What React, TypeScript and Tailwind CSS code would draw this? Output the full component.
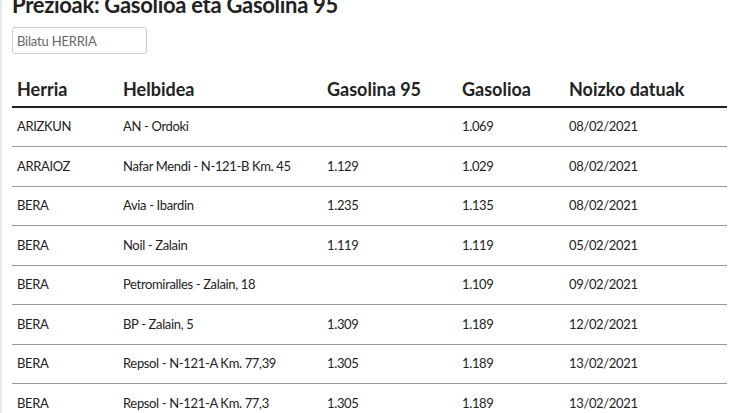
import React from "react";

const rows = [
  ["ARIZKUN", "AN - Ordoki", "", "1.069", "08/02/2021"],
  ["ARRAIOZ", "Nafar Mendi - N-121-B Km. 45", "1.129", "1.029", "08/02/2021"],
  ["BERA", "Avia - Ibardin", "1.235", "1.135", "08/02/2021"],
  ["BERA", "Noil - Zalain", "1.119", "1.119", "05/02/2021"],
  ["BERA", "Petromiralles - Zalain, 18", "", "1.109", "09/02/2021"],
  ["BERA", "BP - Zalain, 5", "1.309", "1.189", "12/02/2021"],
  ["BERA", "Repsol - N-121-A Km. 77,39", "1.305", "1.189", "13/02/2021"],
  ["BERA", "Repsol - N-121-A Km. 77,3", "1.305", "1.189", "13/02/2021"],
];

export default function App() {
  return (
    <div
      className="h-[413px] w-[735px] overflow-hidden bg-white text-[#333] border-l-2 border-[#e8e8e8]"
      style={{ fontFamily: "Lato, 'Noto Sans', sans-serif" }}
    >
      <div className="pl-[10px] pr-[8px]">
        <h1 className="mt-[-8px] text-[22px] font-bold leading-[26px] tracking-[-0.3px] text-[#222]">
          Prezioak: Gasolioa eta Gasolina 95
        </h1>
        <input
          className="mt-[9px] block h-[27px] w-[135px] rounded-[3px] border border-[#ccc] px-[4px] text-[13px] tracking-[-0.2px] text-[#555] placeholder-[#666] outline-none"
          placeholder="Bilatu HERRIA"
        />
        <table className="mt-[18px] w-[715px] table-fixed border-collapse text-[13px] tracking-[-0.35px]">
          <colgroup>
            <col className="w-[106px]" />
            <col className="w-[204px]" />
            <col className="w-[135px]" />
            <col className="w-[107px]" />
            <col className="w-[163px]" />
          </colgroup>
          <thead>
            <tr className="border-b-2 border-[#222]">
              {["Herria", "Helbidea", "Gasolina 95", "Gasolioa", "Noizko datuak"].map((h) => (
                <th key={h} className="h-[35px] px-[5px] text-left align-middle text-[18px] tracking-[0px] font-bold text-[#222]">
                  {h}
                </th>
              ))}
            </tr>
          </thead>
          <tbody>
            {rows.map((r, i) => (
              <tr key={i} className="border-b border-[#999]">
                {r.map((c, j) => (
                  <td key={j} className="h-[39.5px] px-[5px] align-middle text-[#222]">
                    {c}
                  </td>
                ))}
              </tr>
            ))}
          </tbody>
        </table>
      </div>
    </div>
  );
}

## EXERCISE DETAILS:
Set the data above down again exactly as given, with no pictures.

## ANSWER FOR THIS EXERCISE:
What React, TypeScript and Tailwind CSS code would draw this? Output the full component.
import React from "react";

const rows = [
  ["ARIZKUN", "AN - Ordoki", "", "1.069", "08/02/2021"],
  ["ARRAIOZ", "Nafar Mendi - N-121-B Km. 45", "1.129", "1.029", "08/02/2021"],
  ["BERA", "Avia - Ibardin", "1.235", "1.135", "08/02/2021"],
  ["BERA", "Noil - Zalain", "1.119", "1.119", "05/02/2021"],
  ["BERA", "Petromiralles - Zalain, 18", "", "1.109", "09/02/2021"],
  ["BERA", "BP - Zalain, 5", "1.309", "1.189", "12/02/2021"],
  ["BERA", "Repsol - N-121-A Km. 77,39", "1.305", "1.189", "13/02/2021"],
  ["BERA", "Repsol - N-121-A Km. 77,3", "1.305", "1.189", "13/02/2021"],
];

export default function App() {
  return (
    <div
      className="h-[413px] w-[735px] overflow-hidden bg-white text-[#333] border-l-2 border-[#e8e8e8]"
      style={{ fontFamily: "Lato, 'Noto Sans', sans-serif" }}
    >
      <div className="pl-[10px] pr-[8px]">
        <h1 className="mt-[-8px] text-[22px] font-bold leading-[26px] tracking-[-0.3px] text-[#222]">
          Prezioak: Gasolioa eta Gasolina 95
        </h1>
        <input
          className="mt-[9px] block h-[27px] w-[135px] rounded-[3px] border border-[#ccc] px-[4px] text-[13px] tracking-[-0.2px] text-[#555] placeholder-[#666] outline-none"
          placeholder="Bilatu HERRIA"
        />
        <table className="mt-[18px] w-[715px] table-fixed border-collapse text-[13px] tracking-[-0.35px]">
          <colgroup>
            <col className="w-[106px]" />
            <col className="w-[204px]" />
            <col className="w-[135px]" />
            <col className="w-[107px]" />
            <col className="w-[163px]" />
          </colgroup>
          <thead>
            <tr className="border-b-2 border-[#222]">
              {["Herria", "Helbidea", "Gasolina 95", "Gasolioa", "Noizko datuak"].map((h) => (
                <th key={h} className="h-[35px] px-[5px] text-left align-middle text-[18px] tracking-[0px] font-bold text-[#222]">
                  {h}
                </th>
              ))}
            </tr>
          </thead>
          <tbody>
            {rows.map((r, i) => (
              <tr key={i} className="border-b border-[#999]">
                {r.map((c, j) => (
                  <td key={j} className="h-[39.5px] px-[5px] align-middle text-[#222]">
                    {c}
                  </td>
                ))}
              </tr>
            ))}
          </tbody>
        </table>
      </div>
    </div>
  );
}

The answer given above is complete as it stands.